→ Given request: Find the lines containing the word "React" and copy every one of them.

→ Collected data:
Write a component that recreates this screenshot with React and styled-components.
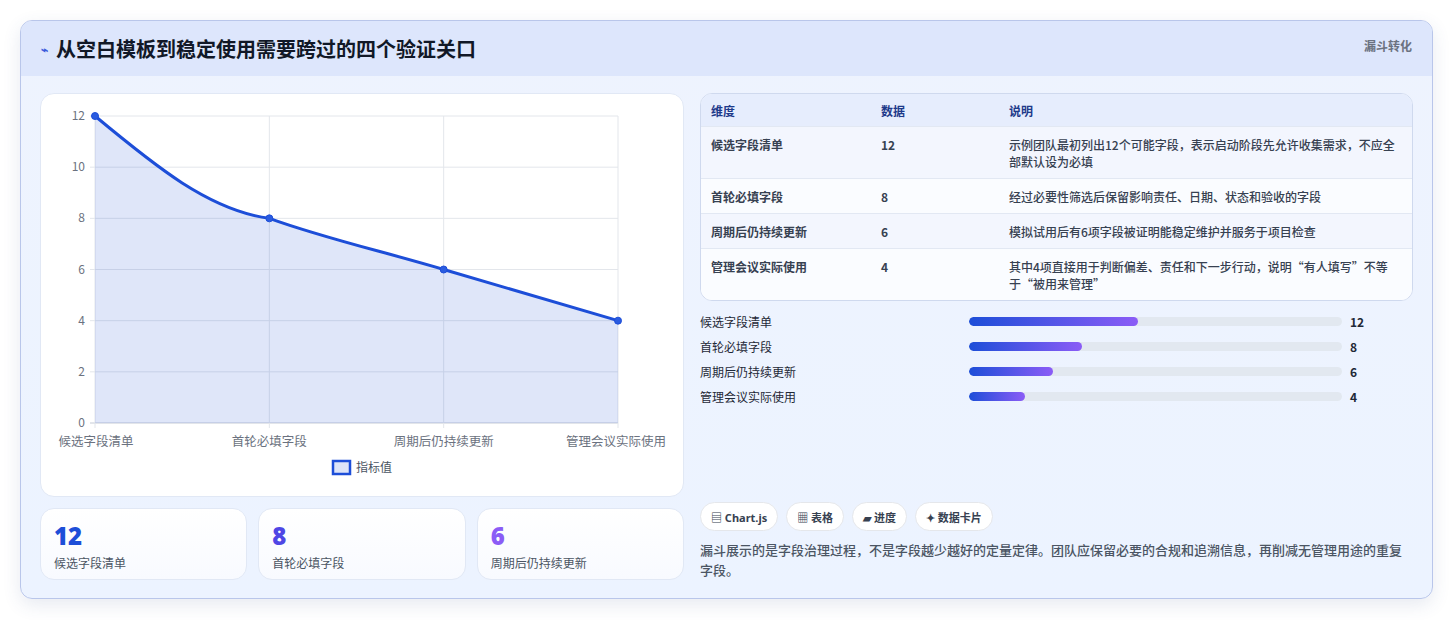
import React from "react";
import styled, { createGlobalStyle } from "styled-components";

const G = createGlobalStyle`
  body{margin:0;background:#fff;font-family:"Noto Sans CJK SC","Noto Sans",sans-serif;}
`;
const Page = styled.div`padding:20px 20px 21px 20px;`;
const Card = styled.div`
  border:1px solid #b9c6ea;border-radius:12px;overflow:hidden;
  background:linear-gradient(180deg,#eef3fe,#ecf3ff);
  box-shadow:0 6px 18px rgba(60,80,140,0.12);
`;
const Header = styled.div`
  height:55px;display:flex;align-items:center;justify-content:space-between;
  padding:0 20px;background:#dde6fc;
`;
const Title = styled.h1`
  margin:0;font-size:20px;font-weight:700;color:#111827;display:flex;align-items:center;gap:8px;
  span{color:#3b5bdb;font-size:12px;}
`;
const Tag = styled.div`font-size:12px;font-weight:700;color:#6b7280;align-self:flex-start;margin-top:16px;`;
const Body = styled.div`display:grid;grid-template-columns:644px 713px;gap:16px;padding:17px 19px 18px 19px;`;
const Col = styled.div`display:flex;flex-direction:column;`;
const ChartCard = styled.div`background:#fff;border:1px solid #e1e8f5;border-radius:14px;height:402px;`;
const Stats = styled.div`display:grid;grid-template-columns:repeat(3,1fr);gap:11px;margin-top:11px;`;
const Stat = styled.div`
  height:72px;border:1px solid #e1e8f5;border-radius:14px;background:linear-gradient(180deg,#fff,#f8faff);
  padding:12px 13px;box-sizing:border-box;
`;
const Num = styled.div`font-size:24px;font-weight:900;line-height:30px;color:${p=>p.c};font-family:"Noto Sans",sans-serif;`;
const StatLabel = styled.div`font-size:12px;color:#4b5563;margin-top:3px;`;
const Table = styled.div`border:1px solid #cfd9ee;border-radius:12px;overflow:hidden;background:#fff;`;
const Row = styled.div`
  display:grid;grid-template-columns:170px 128px 1fr;align-items:start;
  background:${p=>p.head?"#e6edfd":p.alt?"#f3f6fe":"#fafcff"};
  border-top:${p=>p.head?"none":"1px solid #e2e8f3"};
  font-size:12px;color:${p=>p.head?"#1e3a8a":"#374151"};font-weight:${p=>p.head?700:500};
  div{padding:${p=>p.head?"8px 10px 7px":"9px 10px 8px"};line-height:17px;}
  div:first-child,div:nth-child(2){font-weight:700;}
`;
const Bars = styled.div`display:flex;flex-direction:column;gap:7px;margin-top:11px;`;
const BarRow = styled.div`display:grid;grid-template-columns:269px 373px 1fr;align-items:center;height:18px;font-size:12px;color:#1f2937;`;
const Track = styled.div`height:9px;border-radius:5px;background:#e2e8f0;overflow:hidden;`;
const Fill = styled.div`height:100%;border-radius:5px;background:linear-gradient(90deg,#1d4ed8,#8b5cf6);`;
const Val = styled.div`padding-left:8px;font-weight:700;`;
const Chips = styled.div`display:flex;gap:8px;margin-top:auto;`;
const Chip = styled.div`
  height:29px;padding:0 10px;border:1px solid #e5e7eb;border-radius:15px;background:#fff;box-sizing:border-box;
  display:flex;align-items:center;font-size:11px;font-weight:700;color:#374151;font-family:"Noto Sans","Noto Sans CJK SC",sans-serif;
`;
const Note = styled.p`margin:9px 0 0;font-size:13px;line-height:20px;color:#4b5563;font-weight:500;`;

const labels=["候选字段清单","首轮必填字段","周期后仍持续更新","管理会议实际使用"];
const vals=[12,8,6,4];
const rows=[
  ["候选字段清单","12","示例团队最初列出12个可能字段，表示启动阶段先允许收集需求，不应全部默认设为必填"],
  ["首轮必填字段","8","经过必要性筛选后保留影响责任、日期、状态和验收的字段"],
  ["周期后仍持续更新","6","模拟试用后有6项字段被证明能稳定维护并服务于项目检查"],
  ["管理会议实际使用","4","其中4项直接用于判断偏差、责任和下一步行动，说明“有人填写”不等于“被用来管理”"],
];

function Chart(){
  const x0=54,x1=577,y0=22,y1=329;
  const xs=[0,1,2,3].map(i=>x0+(x1-x0)*i/3);
  const ys=vals.map(v=>y1-(y1-y0)*v/12);
  const line=`M${xs[0]},${ys[0]} C${xs[0]+60},${ys[0]+50} ${xs[1]-60},${ys[1]-8} ${xs[1]},${ys[1]} C${xs[1]+55},${ys[1]+20} ${xs[2]-60},${ys[2]-18} ${xs[2]},${ys[2]} L${xs[3]},${ys[3]}`;
  return(
    <svg width="644" height="402" style={{display:"block"}} fontFamily="Noto Sans CJK SC,sans-serif">
      {[0,2,4,6,8,10,12].map(t=>{const y=y1-(y1-y0)*t/12;return(<g key={t}>
        <line x1={x0-5} x2={x1} y1={y} y2={y} stroke={t===0?"#c5cbd6":"#e3e6eb"}/>
        <text x={x0-10} y={y+4} textAnchor="end" fontSize="12" fill="#6b7280">{t}</text></g>);})}
      {xs.map((x,i)=>(<g key={i}><line x1={x} x2={x} y1={y0} y2={y1+5} stroke="#e3e6eb"/>
        <text x={Math.min(Math.max(x,55),575)} y={352} textAnchor="middle" fontSize="12.5" fill="#6b7280">{labels[i]}</text></g>))}
      <path d={`${line} L${xs[3]},${y1} L${xs[0]},${y1} Z`} fill="rgba(29,78,216,0.14)"/>
      <path d={line} fill="none" stroke="#1d4ed8" strokeWidth="3"/>
      {xs.map((x,i)=><circle key={i} cx={x} cy={ys[i]} r="3.5" fill="#2b5ce0" stroke="#1d4ed8" strokeWidth="1"/>)}
      <rect x="292" y="367" width="17" height="13" fill="#dde4f8" stroke="#1d4ed8" strokeWidth="2.5"/>
      <text x="315" y="378" fontSize="12" fill="#4b5563">指标值</text>
    </svg>
  );
}

export default function App(){
  return(<Page><G/><Card>
    <Header><Title><span>⌁</span>从空白模板到稳定使用需要跨过的四个验证关口</Title><Tag>漏斗转化</Tag></Header>
    <Body>
      <Col>
        <ChartCard><Chart/></ChartCard>
        <Stats>
          <Stat><Num c="#1d4ed8">12</Num><StatLabel>候选字段清单</StatLabel></Stat>
          <Stat><Num c="#4f46e5">8</Num><StatLabel>首轮必填字段</StatLabel></Stat>
          <Stat><Num c="#8b5cf6">6</Num><StatLabel>周期后仍持续更新</StatLabel></Stat>
        </Stats>
      </Col>
      <Col>
        <Table>
          <Row head><div>维度</div><div>数据</div><div>说明</div></Row>
          {rows.map((r,i)=><Row key={i} alt={i%2===0}><div>{r[0]}</div><div>{r[1]}</div><div>{r[2]}</div></Row>)}
        </Table>
        <Bars>{vals.map((v,i)=><BarRow key={i}><span>{labels[i]}</span><Track><Fill style={{width:`${v/12*45.3}%`}}/></Track><Val>{v}</Val></BarRow>)}</Bars>
        <Chips><Chip>▤ Chart.js</Chip><Chip>▦ 表格</Chip><Chip>▰ 进度</Chip><Chip>✦ 数据卡片</Chip></Chips>
        <Note>漏斗展示的是字段治理过程，不是字段越少越好的定量定律。团队应保留必要的合规和追溯信息，再削减无管理用途的重复字段。</Note>
      </Col>
    </Body>
  </Card></Page>);
}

→ Reply to the task:
Write a component that recreates this screenshot with React and styled-components.
import React from "react";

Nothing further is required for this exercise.